One cold quiet morning on May 18, 1980, when were camping at a camp ground about 50 miles south of Mt. Saint. Helen's. I woke to hear the most awful rumbling sound I've ever heard. The ground was shaking and I didn't know what to do. My mother ran outside and told my brother, sister and I stay put, but of course we didn't. My mother screamed, as we looked to the north we saw to a huge cloud of smoke billowing up into the sky. It seemed to go up for miles and miles. Mother told us to get in the jeep and stay, so that we did. She and dad scrambled to get a few things and then we left. As we drove down the road away from the eruption, dad told us what had just happened. It took us three hours to get home and we only lived an hour from there. I was only seven, but I still remember the day it rained powder. .
On May 17, 1980, Mount Saint Helen's was a symmetrical cone, a mountain so near perfection it was sometimes called "America's Mount Fujiyama" (Carson 9). On May 18, 1980, at approximately 8:32 a.m. this once postcard mountain began to spew with blowing blasts so powerful that it knocked trees down up to 17 miles away (Carson 9). The eruption lasted nine hours, but Mount St. Helen's and the surrounding landscape were dramatically changed within moments ("Mount St. Helen's National Volcanic Monument") .

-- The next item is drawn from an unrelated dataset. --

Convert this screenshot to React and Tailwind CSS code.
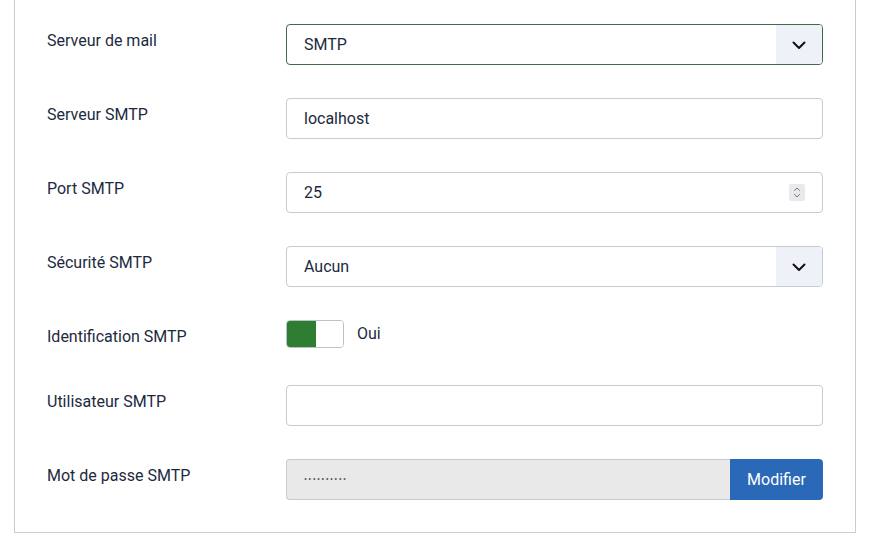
const font = { fontFamily: 'Roboto, "Noto Sans", sans-serif' };

function Chevron() {
  return (
    <svg width="16" height="16" viewBox="0 0 16 16" fill="none" stroke="#111" strokeWidth="2" strokeLinecap="round" strokeLinejoin="round">
      <path d="M2.5 5.5 8 11l5.5-5.5" />
    </svg>
  );
}

function Row({ label, children, rowClass = 'h-[41px] mb-[33px]' }) {
  return (
    <div className={`flex ${rowClass}`}>
      <div className="w-[239px] shrink-0 pt-[5px] text-[16px] leading-[24px] text-[#1c2a40]">{label}</div>
      <div className="flex-1">{children}</div>
    </div>
  );
}

function Select({ value, focused }) {
  return (
    <div className={`flex h-[41px] items-stretch rounded-[4px] border ${focused ? 'border-[#3f6a4b]' : 'border-[#c3cbd3]'} overflow-hidden`}>
      <div className="flex flex-1 items-center pl-[17px] text-[16px] text-[#1c2a40]">{value}</div>
      <div className="flex w-[46px] items-center justify-center bg-[#eef2f8]">
        <Chevron />
      </div>
    </div>
  );
}

function TextInput({ value }) {
  return (
    <div className="flex h-[41px] items-center rounded-[4px] border border-[#c3cbd3] pl-[17px] text-[16px] text-[#1c2a40]">
      {value}
    </div>
  );
}

function NumberInput({ value }) {
  return (
    <div className="flex h-[41px] items-center justify-between rounded-[4px] border border-[#c3cbd3] pl-[17px] pr-[17px] text-[16px] text-[#1c2a40]">
      <span>{value}</span>
      <span className="flex h-[17px] w-[16px] flex-col items-center justify-center rounded-[2px] bg-[#e9e9ed]">
        <svg width="8" height="13" viewBox="0 0 8 13" fill="none" stroke="#777" strokeWidth="1" strokeLinecap="round" strokeLinejoin="round">
          <path d="M1.5 4.5 4 2l2.5 2.5" />
          <path d="M1.5 8.5 4 11l2.5-2.5" />
        </svg>
      </span>
    </div>
  );
}

export default function App() {
  return (
    <div className="min-h-[545px] bg-white" style={font}>
      <div className="ml-[14px] w-[842px] border border-t-0 border-[#c6ced6] px-[32px] pt-[24px] pb-[32px]">
        <Row label="Serveur de mail">
          <Select value="SMTP" focused />
        </Row>
        <Row label="Serveur SMTP">
          <TextInput value="localhost" />
        </Row>
        <Row label="Port SMTP">
          <NumberInput value="25" />
        </Row>
        <Row label="Sécurité SMTP">
          <Select value="Aucun" />
        </Row>
        <Row label="Identification SMTP" rowClass="h-[32px] mb-[33px]">
          <div className="flex items-center gap-[13px]">
            <div className="flex h-[28px] w-[58px] overflow-hidden rounded-[4px] border border-[#b9c1c9]">
              <div className="w-[29px] bg-[#2e7d32]" />
              <div className="flex-1 bg-white" />
            </div>
            <span className="text-[16px] text-[#1c2a40]">Oui</span>
          </div>
        </Row>
        <Row label="Utilisateur SMTP">
          <TextInput value="" />
        </Row>
        <Row label="Mot de passe SMTP" rowClass="h-[41px]">
          <div className="flex h-[41px]">
            <div className="flex flex-1 items-center rounded-l-[4px] border border-r-0 border-[#c3cbd3] bg-[#e9e9e9] pl-[17px] text-[9px] tracking-[1.3px] text-[#555]">
              ••••••••••
            </div>
            <button className="w-[93px] rounded-r-[4px] bg-[#2a69b8] text-[16px] text-white">Modifier</button>
          </div>
        </Row>
      </div>
    </div>
  );
}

As we drove away, whitish-gray ash fell like sheets of rain on a windowsill. It smelt awful; the air was thick and hard to breathe Dad used the windshield wipers but they did not see to help much. Volcanic ash, finer than beach sand, shrouded more than four states (Carson 9). Although I didn't understand what exactly had happened, I asked my mom if I could help but she told me there was nothing I could do. I was sad when I found out that people had died from this, fifty-seven in all (Carson 53). Nearly two hundred people caught in the blast made it out alive (Carson 56). Luckily we were far enough away that we did make it out alive, but millions of animals and plants didn't (Funk & Wagnall 198).